James Comey 'knew key Clinton intelligence was fake' and acted on it anyway

Sources say the former FBI director feared the intelligence would discredit his investigation if leaked

Comey's testimony confirms past leaks about memos he had written
Comey's testimony confirms past leaks about memos he had written

A central piece of intelligence in the FBI’s investigation of Hillary Clinton’s private email server was fake – and FBI Director James Comey acted on it anyway, CNN reports.

The Washington Post reported last week that the FBI had obtained intelligence alleging then-Attorney General Loretta Lynch had conspired with former Democratic National Committee Chair Debbie Wasserman Schultz to limit the FBI’s investigation into Ms Clinton.

That piece of intelligence helped convince Mr Comey to announce his department's findings independently of the attorney general – an untraditional move that generated outcry on the left and the right.

Now, sources tell CNN that Mr Comey knew the document was likely fake, but acted on it anyway.

The FBI director feared that the document – real or not – would shake the public’s confidence in Ms Lynch if it was leaked. Ms Lynch was already under intense scrutiny for speaking with former President Bill Clinton on his private plane before the investigation’s conclusion.

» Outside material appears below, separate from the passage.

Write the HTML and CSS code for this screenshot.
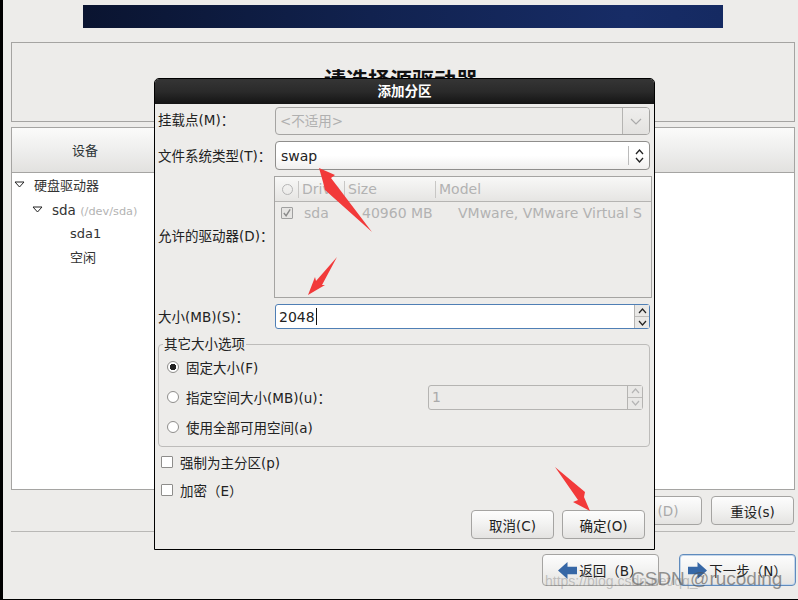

Shortly before starting his now-infamous press conference, Mr Comey told FBI employees he was acting alone “because I think the confidence of the American people in the FBI is a precious thing, and I want them to understand that we did this investigation in a competent, honest, and independent way”.

Later, Mr Comey cited the intelligence on Ms Lynch and Ms Wasserman Schultz as a major reason he acted alone. In at least one classified session, sources tell CNN Mr Comey called it the “primary reason” he took the unusual step.

In fact, the intelligence garnered so much interest that Senator Charles Grassley asked about it during Mr Comey’s final public appearance before Congress as FBI Director.

In none of these situations did Mr Comey let on that he knew – or even suspected – that the document was fake.

Still, sources tell both CNN and The Washington Post that the FBI had long doubted the veracity of the intelligence, and even suspected it had been created by Russian officials to dupe the US.

To begin with, the source of the information had previously provided the FBI with unproven information.

The FBI was also unable to obtain the primary document mentioned in the intelligence: an email allegedly written by Ms Wasserman Schultz to Leonard Benardo, an official with the Open Society Foundations. The email allegedly discussed conversations between Ms Lynch and Clinton campaign staffer Amanda Renteria.

According to the intelligence, Ms Wasserman Schultz recounted conversations to Ms Renteria in which Ms Lynch promised not to push too hard on the Clinton investigation.

According to Ms Wasserman Schultz and Ms Renteria, however, the two have never spoken to one another. Ms Lynch also denied any knowledge of the email when asked about it by the FBI. The bureau declined to formally interview her.

Ms Wasserman Schultz, Mr Benardo and Ms Renteria all told The Washington Post they had never been interviewed by the FBI about the matter.

“Wow, that’s kind of weird and out of left field,’’ Ms Renteria said when contacted by the Post. “I don’t know Loretta Lynch, the attorney general. I haven’t spoken to her.’’

Still, Mr Comey told members of Congress in classified briefings that his fears of the intelligence "dropping" and undermining the Clinton investigation were a key motivator of his actions.

The White House has cited Mr Comey’s handling of the Clinton investigation as the reason Mr Trump fired him, although the President himself has provided several contradictory explanations. Ms Clinton has blamed Mr Comey’s actions for her election loss.